Earlier last month, police in Pahang arrested 11 people, including a Myanmar national, for smuggling workers from Indonesia, Nepal, Bangladesh and Myanmar to work in farms in the state.

In spite of the police successes in making such arrests, there is insufficient inter-agency coordination, as highlighted by the TIP report.

The successful prosecution of traffickers is affected by shortcomings in coordination, for example victims of trafficking are discouraged from remaining in Malaysia to participate in criminal proceedings.

The reality is Malaysia got away from relegation to Tier 3 by the skin of its teeth.

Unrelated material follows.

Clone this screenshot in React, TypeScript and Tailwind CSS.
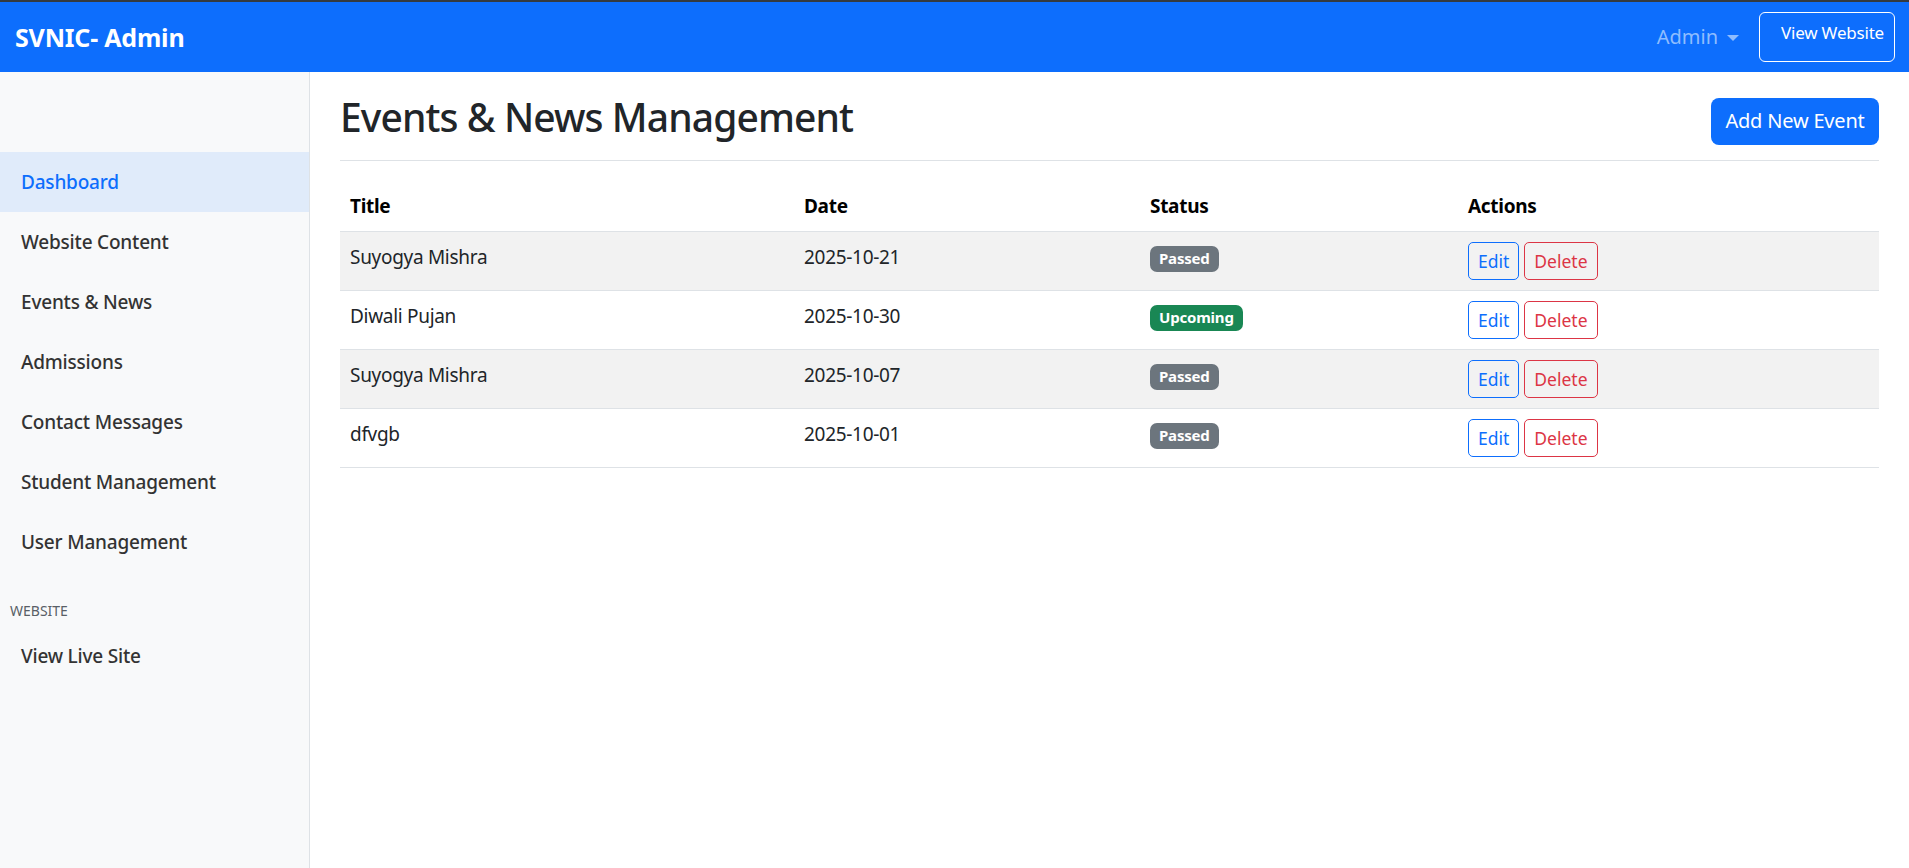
import React from "react";

const navItems = [
  "Dashboard",
  "Website Content",
  "Events & News",
  "Admissions",
  "Contact Messages",
  "Student Management",
  "User Management",
];

const events = [
  { title: "Suyogya Mishra", date: "2025-10-21", status: "Passed" },
  { title: "Diwali Pujan", date: "2025-10-30", status: "Upcoming" },
  { title: "Suyogya Mishra", date: "2025-10-07", status: "Passed" },
  { title: "dfvgb", date: "2025-10-01", status: "Passed" },
];

function Topbar() {
  return (
    <nav className="h-[70px] bg-[#0d6efd] flex items-center justify-between pl-[15px] pr-[14px]">
      <span className="text-[25px] font-bold text-white leading-none tracking-[-0.2px]">SVNIC- Admin</span>
      <div className="flex items-center">
        <button className="flex items-center text-[20px] text-[#8fbdfe] mr-[20px]">
          Admin
          <span className="ml-[9px] mt-[2px] w-0 h-0 border-l-[6px] border-r-[6px] border-t-[6px] border-l-transparent border-r-transparent border-t-[#8fbdfe]" />
        </button>
        <a className="w-[136px] h-[50px] border border-white rounded-[6px] text-white text-[17px] pl-[21px] pt-[7px] leading-[26px] tracking-[-0.2px]">
          View Website
        </a>
      </div>
    </nav>
  );
}

function Sidebar() {
  return (
    <aside className="w-[310px] shrink-0 bg-[#f8f9fa] border-r border-[#dee2e6] pt-[80px]">
      {navItems.map((item, i) => (
        <div
          key={item}
          className={
            i === 0
              ? "h-[60px] flex items-center pl-[21px] text-[19px] tracking-[-0.2px] font-medium text-[#0d6efd] bg-[#e0ebfa]"
              : "h-[60px] flex items-center pl-[21px] text-[19px] tracking-[-0.2px] font-medium text-[#333]"
          }
        >
          {item}
        </div>
      ))}
      <div className="mt-[28px] mb-[4px] h-[22px] pl-[10px] text-[14px] leading-[22px] text-[#595f66] uppercase">
        Website
      </div>
      <div className="h-[60px] flex items-center pl-[21px] text-[19px] tracking-[-0.2px] font-medium text-[#333]">
        View Live Site
      </div>
    </aside>
  );
}

function StatusBadge({ status }: { status: string }) {
  const color = status === "Upcoming" ? "bg-[#198754]" : "bg-[#6c757d]";
  return (
    <span className={`inline-block ${color} text-white font-bold text-[15px] leading-none px-[9px] pt-[5px] pb-[6px] rounded-[7px] tracking-[-0.2px]`}>
      {status}
    </span>
  );
}

export default function App() {
  return (
    <div className="min-h-screen flex flex-col bg-white text-[#212529] font-['Noto_Sans',sans-serif]">
      <div className="h-[2px] bg-[#343a40]" />
      <Topbar />
      <div className="flex flex-1">
        <Sidebar />
        <main className="flex-1 px-[30px]">
          <div className="flex items-center justify-between pt-[20px] pb-[10px] border-b border-[#dee2e6] mb-[20px]">
            <h2 className="text-[39px] font-medium leading-[50px] mb-[8px] tracking-[-0.9px]">Events &amp; News Management</h2>
            <button className="w-[168px] h-[47px] bg-[#0d6efd] text-white text-[20px] tracking-[-0.2px] rounded-[8px]">
              Add New Event
            </button>
          </div>
          <table className="w-full table-fixed border-collapse text-[19px] tracking-[-0.3px] leading-[30px]">
            <colgroup>
              <col className="w-[454px]" />
              <col className="w-[346px]" />
              <col className="w-[318px]" />
              <col />
            </colgroup>
            <thead>
              <tr className="border-b border-[#dee2e6]">
                <th className="text-left font-bold text-[#000] p-[10px]">Title</th>
                <th className="text-left font-bold text-[#000] p-[10px]">Date</th>
                <th className="text-left font-bold text-[#000] p-[10px]">Status</th>
                <th className="text-left font-bold text-[#000] p-[10px]">Actions</th>
              </tr>
            </thead>
            <tbody>
              {events.map((ev, i) => (
                <tr key={i} className={i % 2 === 0 ? "bg-[#f2f2f2] border-b border-[#dee2e6]" : "border-b border-[#dee2e6]"}>
                  <td className="p-[10px] align-top">{ev.title}</td>
                  <td className="p-[10px] align-top">{ev.date}</td>
                  <td className="p-[10px] align-top">
                    <StatusBadge status={ev.status} />
                  </td>
                  <td className="p-[10px] align-top">
                    <div className="flex gap-[5px] tracking-normal">
                      <button className="h-[38px] px-[9px] border border-[#0d6efd] text-[#0d6efd] text-[17.5px] rounded-[5px]">
                        Edit
                      </button>
                      <button className="h-[38px] px-[9px] border border-[#dc3545] text-[#dc3545] text-[17.5px] rounded-[5px]">
                        Delete
                      </button>
                    </div>
                  </td>
                </tr>
              ))}
            </tbody>
          </table>
        </main>
      </div>
    </div>
  );
}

It was only granted a waiver to remain under the Tier 2 watchlist because it agreed to devote sufficient resources to a written plan which, if implemented, would constitute significant efforts to meet the minimum standards.

As Tenagnita executive director Glorene Das highlighted recently, there seems to be confusion among the National Council on Anti-Trafficking in Persons and Anti-Smuggling of Migrants (Mapo), the various ministries, enforcement units and NGOs about what exactly human trafficking is.

Instead of basing efforts on the protection of the victims, there are excuses and justifications for the failure to identify victims based on the misconception that migrants and trafficked victims are “bad people” who should be deported without delay or charged with offences under the Immigration Act and penalised.

As she said, efforts and initiatives to combat human trafficking in the past have failed simply because of the corruption embedded in the system.

To stop the scourge, the corrupt must be jailed and not just fined, with their assets seized and all other penalties under the Anti-Trafficking in Persons and Anti-Smuggling of Migrants Act, 2007 imposed.

Media consultant M. Veera Pandiyan likes this quote by Jonathan Swift: “For in reason, all government without the consent of the governed is the very definition of slavery.” The views expressed here are the writer’s own.